Challenge. Output all the material that follows, exactly as given.

Source excerpt.
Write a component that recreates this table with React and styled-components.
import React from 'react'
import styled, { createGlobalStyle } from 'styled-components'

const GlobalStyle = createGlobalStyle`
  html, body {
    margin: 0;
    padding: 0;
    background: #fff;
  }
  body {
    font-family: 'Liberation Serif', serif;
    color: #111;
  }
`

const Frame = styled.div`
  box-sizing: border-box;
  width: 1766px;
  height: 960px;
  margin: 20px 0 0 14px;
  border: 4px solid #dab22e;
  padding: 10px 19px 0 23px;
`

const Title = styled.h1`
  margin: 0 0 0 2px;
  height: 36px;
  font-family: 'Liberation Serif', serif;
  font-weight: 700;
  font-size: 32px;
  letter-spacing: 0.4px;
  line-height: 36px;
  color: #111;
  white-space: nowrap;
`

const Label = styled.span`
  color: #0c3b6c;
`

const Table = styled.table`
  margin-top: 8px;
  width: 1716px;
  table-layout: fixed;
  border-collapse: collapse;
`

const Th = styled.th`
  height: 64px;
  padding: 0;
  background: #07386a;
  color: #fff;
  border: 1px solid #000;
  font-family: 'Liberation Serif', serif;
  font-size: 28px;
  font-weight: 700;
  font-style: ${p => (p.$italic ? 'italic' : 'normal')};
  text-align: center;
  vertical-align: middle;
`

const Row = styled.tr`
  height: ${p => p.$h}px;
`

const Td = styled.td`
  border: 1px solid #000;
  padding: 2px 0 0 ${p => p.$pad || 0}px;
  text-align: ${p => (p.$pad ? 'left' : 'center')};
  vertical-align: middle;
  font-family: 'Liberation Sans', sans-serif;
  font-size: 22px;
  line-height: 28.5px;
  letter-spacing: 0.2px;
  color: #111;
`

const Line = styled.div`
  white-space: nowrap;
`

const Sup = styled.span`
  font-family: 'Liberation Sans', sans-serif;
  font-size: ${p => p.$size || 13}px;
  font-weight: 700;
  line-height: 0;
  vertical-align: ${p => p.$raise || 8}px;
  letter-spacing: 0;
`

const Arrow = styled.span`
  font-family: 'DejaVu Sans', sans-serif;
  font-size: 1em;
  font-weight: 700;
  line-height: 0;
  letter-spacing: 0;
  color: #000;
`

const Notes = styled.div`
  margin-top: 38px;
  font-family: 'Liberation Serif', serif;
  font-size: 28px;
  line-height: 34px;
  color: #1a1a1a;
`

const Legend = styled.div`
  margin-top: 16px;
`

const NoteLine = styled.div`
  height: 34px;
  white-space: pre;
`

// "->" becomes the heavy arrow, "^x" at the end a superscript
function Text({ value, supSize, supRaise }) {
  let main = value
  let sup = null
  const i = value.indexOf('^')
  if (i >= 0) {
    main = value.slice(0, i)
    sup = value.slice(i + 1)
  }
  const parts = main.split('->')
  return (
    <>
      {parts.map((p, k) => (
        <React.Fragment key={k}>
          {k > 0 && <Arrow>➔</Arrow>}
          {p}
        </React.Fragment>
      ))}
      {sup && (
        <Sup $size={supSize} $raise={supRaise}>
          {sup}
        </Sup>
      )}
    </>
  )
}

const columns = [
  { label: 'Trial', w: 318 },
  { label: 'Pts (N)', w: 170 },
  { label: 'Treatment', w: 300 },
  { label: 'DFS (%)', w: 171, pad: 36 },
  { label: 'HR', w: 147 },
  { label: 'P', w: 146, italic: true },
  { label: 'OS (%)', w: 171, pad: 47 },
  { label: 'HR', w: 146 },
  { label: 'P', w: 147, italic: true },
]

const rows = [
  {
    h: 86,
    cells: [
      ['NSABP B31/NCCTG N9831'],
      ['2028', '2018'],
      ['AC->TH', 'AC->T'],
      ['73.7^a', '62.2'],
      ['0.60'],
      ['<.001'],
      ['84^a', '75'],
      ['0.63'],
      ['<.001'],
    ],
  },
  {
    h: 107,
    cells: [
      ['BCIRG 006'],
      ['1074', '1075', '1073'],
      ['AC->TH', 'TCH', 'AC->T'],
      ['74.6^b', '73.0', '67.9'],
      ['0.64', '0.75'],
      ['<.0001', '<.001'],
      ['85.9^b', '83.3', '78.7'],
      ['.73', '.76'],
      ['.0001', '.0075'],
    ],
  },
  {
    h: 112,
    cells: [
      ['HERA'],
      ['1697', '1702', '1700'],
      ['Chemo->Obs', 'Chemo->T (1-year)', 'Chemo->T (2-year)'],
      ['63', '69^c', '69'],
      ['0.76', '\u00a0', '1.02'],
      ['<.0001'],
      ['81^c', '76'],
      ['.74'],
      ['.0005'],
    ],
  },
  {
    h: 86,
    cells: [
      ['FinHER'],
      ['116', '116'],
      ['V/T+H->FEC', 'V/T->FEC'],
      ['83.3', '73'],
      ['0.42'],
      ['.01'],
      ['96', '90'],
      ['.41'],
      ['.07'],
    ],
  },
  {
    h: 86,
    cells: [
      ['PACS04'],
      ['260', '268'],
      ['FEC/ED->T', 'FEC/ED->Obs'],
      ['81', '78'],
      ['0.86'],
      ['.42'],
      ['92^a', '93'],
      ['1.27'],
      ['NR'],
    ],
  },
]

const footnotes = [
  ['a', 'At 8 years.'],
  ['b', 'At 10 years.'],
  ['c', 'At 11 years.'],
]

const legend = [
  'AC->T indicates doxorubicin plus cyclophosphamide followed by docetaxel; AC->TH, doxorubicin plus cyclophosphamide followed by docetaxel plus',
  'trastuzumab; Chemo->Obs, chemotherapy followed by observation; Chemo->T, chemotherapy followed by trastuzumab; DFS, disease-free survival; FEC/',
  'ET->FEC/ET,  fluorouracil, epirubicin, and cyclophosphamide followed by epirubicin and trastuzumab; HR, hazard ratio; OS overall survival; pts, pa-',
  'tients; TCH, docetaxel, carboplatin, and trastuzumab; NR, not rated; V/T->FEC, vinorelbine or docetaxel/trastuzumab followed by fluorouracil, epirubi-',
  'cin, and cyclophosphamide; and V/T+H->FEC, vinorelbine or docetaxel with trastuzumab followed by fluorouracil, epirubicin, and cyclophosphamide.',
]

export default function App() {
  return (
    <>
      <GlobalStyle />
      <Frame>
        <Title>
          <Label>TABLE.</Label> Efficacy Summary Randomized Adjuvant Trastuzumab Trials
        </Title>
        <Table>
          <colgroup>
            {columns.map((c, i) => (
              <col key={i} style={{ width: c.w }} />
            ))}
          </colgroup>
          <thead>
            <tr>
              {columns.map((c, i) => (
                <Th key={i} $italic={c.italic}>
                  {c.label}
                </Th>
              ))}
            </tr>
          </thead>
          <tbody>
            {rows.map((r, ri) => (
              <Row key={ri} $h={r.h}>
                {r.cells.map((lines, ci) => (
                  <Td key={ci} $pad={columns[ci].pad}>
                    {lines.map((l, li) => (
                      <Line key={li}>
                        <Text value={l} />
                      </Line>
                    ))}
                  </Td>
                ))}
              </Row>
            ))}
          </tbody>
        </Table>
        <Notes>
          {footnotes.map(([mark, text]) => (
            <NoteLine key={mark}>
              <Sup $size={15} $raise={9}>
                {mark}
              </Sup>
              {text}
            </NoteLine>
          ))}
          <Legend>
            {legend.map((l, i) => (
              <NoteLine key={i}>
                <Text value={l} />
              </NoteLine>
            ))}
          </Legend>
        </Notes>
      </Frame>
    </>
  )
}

Solution to this task.
Write a component that recreates this table with React and styled-components.
import React from 'react'
import styled, { createGlobalStyle } from 'styled-components'

const GlobalStyle = createGlobalStyle`
  html, body {
    margin: 0;
    padding: 0;
    background: #fff;
  }
  body {
    font-family: 'Liberation Serif', serif;
    color: #111;
  }
`

const Frame = styled.div`
  box-sizing: border-box;
  width: 1766px;
  height: 960px;
  margin: 20px 0 0 14px;
  border: 4px solid #dab22e;
  padding: 10px 19px 0 23px;
`

const Title = styled.h1`
  margin: 0 0 0 2px;
  height: 36px;
  font-family: 'Liberation Serif', serif;
  font-weight: 700;
  font-size: 32px;
  letter-spacing: 0.4px;
  line-height: 36px;
  color: #111;
  white-space: nowrap;
`

const Label = styled.span`
  color: #0c3b6c;
`

const Table = styled.table`
  margin-top: 8px;
  width: 1716px;
  table-layout: fixed;
  border-collapse: collapse;
`

const Th = styled.th`
  height: 64px;
  padding: 0;
  background: #07386a;
  color: #fff;
  border: 1px solid #000;
  font-family: 'Liberation Serif', serif;
  font-size: 28px;
  font-weight: 700;
  font-style: ${p => (p.$italic ? 'italic' : 'normal')};
  text-align: center;
  vertical-align: middle;
`

const Row = styled.tr`
  height: ${p => p.$h}px;
`

const Td = styled.td`
  border: 1px solid #000;
  padding: 2px 0 0 ${p => p.$pad || 0}px;
  text-align: ${p => (p.$pad ? 'left' : 'center')};
  vertical-align: middle;
  font-family: 'Liberation Sans', sans-serif;
  font-size: 22px;
  line-height: 28.5px;
  letter-spacing: 0.2px;
  color: #111;
`

const Line = styled.div`
  white-space: nowrap;
`

const Sup = styled.span`
  font-family: 'Liberation Sans', sans-serif;
  font-size: ${p => p.$size || 13}px;
  font-weight: 700;
  line-height: 0;
  vertical-align: ${p => p.$raise || 8}px;
  letter-spacing: 0;
`

const Arrow = styled.span`
  font-family: 'DejaVu Sans', sans-serif;
  font-size: 1em;
  font-weight: 700;
  line-height: 0;
  letter-spacing: 0;
  color: #000;
`

const Notes = styled.div`
  margin-top: 38px;
  font-family: 'Liberation Serif', serif;
  font-size: 28px;
  line-height: 34px;
  color: #1a1a1a;
`

const Legend = styled.div`
  margin-top: 16px;
`

const NoteLine = styled.div`
  height: 34px;
  white-space: pre;
`

// "->" becomes the heavy arrow, "^x" at the end a superscript
function Text({ value, supSize, supRaise }) {
  let main = value
  let sup = null
  const i = value.indexOf('^')
  if (i >= 0) {
    main = value.slice(0, i)
    sup = value.slice(i + 1)
  }
  const parts = main.split('->')
  return (
    <>
      {parts.map((p, k) => (
        <React.Fragment key={k}>
          {k > 0 && <Arrow>➔</Arrow>}
          {p}
        </React.Fragment>
      ))}
      {sup && (
        <Sup $size={supSize} $raise={supRaise}>
          {sup}
        </Sup>
      )}
    </>
  )
}

const columns = [
  { label: 'Trial', w: 318 },
  { label: 'Pts (N)', w: 170 },
  { label: 'Treatment', w: 300 },
  { label: 'DFS (%)', w: 171, pad: 36 },
  { label: 'HR', w: 147 },
  { label: 'P', w: 146, italic: true },
  { label: 'OS (%)', w: 171, pad: 47 },
  { label: 'HR', w: 146 },
  { label: 'P', w: 147, italic: true },
]

const rows = [
  {
    h: 86,
    cells: [
      ['NSABP B31/NCCTG N9831'],
      ['2028', '2018'],
      ['AC->TH', 'AC->T'],
      ['73.7^a', '62.2'],
      ['0.60'],
      ['<.001'],
      ['84^a', '75'],
      ['0.63'],
      ['<.001'],
    ],
  },
  {
    h: 107,
    cells: [
      ['BCIRG 006'],
      ['1074', '1075', '1073'],
      ['AC->TH', 'TCH', 'AC->T'],
      ['74.6^b', '73.0', '67.9'],
      ['0.64', '0.75'],
      ['<.0001', '<.001'],
      ['85.9^b', '83.3', '78.7'],
      ['.73', '.76'],
      ['.0001', '.0075'],
    ],
  },
  {
    h: 112,
    cells: [
      ['HERA'],
      ['1697', '1702', '1700'],
      ['Chemo->Obs', 'Chemo->T (1-year)', 'Chemo->T (2-year)'],
      ['63', '69^c', '69'],
      ['0.76', '\u00a0', '1.02'],
      ['<.0001'],
      ['81^c', '76'],
      ['.74'],
      ['.0005'],
    ],
  },
  {
    h: 86,
    cells: [
      ['FinHER'],
      ['116', '116'],
      ['V/T+H->FEC', 'V/T->FEC'],
      ['83.3', '73'],
      ['0.42'],
      ['.01'],
      ['96', '90'],
      ['.41'],
      ['.07'],
    ],
  },
  {
    h: 86,
    cells: [
      ['PACS04'],
      ['260', '268'],
      ['FEC/ED->T', 'FEC/ED->Obs'],
      ['81', '78'],
      ['0.86'],
      ['.42'],
      ['92^a', '93'],
      ['1.27'],
      ['NR'],
    ],
  },
]

const footnotes = [
  ['a', 'At 8 years.'],
  ['b', 'At 10 years.'],
  ['c', 'At 11 years.'],
]

const legend = [
  'AC->T indicates doxorubicin plus cyclophosphamide followed by docetaxel; AC->TH, doxorubicin plus cyclophosphamide followed by docetaxel plus',
  'trastuzumab; Chemo->Obs, chemotherapy followed by observation; Chemo->T, chemotherapy followed by trastuzumab; DFS, disease-free survival; FEC/',
  'ET->FEC/ET,  fluorouracil, epirubicin, and cyclophosphamide followed by epirubicin and trastuzumab; HR, hazard ratio; OS overall survival; pts, pa-',
  'tients; TCH, docetaxel, carboplatin, and trastuzumab; NR, not rated; V/T->FEC, vinorelbine or docetaxel/trastuzumab followed by fluorouracil, epirubi-',
  'cin, and cyclophosphamide; and V/T+H->FEC, vinorelbine or docetaxel with trastuzumab followed by fluorouracil, epirubicin, and cyclophosphamide.',
]

export default function App() {
  return (
    <>
      <GlobalStyle />
      <Frame>
        <Title>
          <Label>TABLE.</Label> Efficacy Summary Randomized Adjuvant Trastuzumab Trials
        </Title>
        <Table>
          <colgroup>
            {columns.map((c, i) => (
              <col key={i} style={{ width: c.w }} />
            ))}
          </colgroup>
          <thead>
            <tr>
              {columns.map((c, i) => (
                <Th key={i} $italic={c.italic}>
                  {c.label}
                </Th>
              ))}
            </tr>
          </thead>
          <tbody>
            {rows.map((r, ri) => (
              <Row key={ri} $h={r.h}>
                {r.cells.map((lines, ci) => (
                  <Td key={ci} $pad={columns[ci].pad}>
                    {lines.map((l, li) => (
                      <Line key={li}>
                        <Text value={l} />
                      </Line>
                    ))}
                  </Td>
                ))}
              </Row>
            ))}
          </tbody>
        </Table>
        <Notes>
          {footnotes.map(([mark, text]) => (
            <NoteLine key={mark}>
              <Sup $size={15} $raise={9}>
                {mark}
              </Sup>
              {text}
            </NoteLine>
          ))}
          <Legend>
            {legend.map((l, i) => (
              <NoteLine key={i}>
                <Text value={l} />
              </NoteLine>
            ))}
          </Legend>
        </Notes>
      </Frame>
    </>
  )
}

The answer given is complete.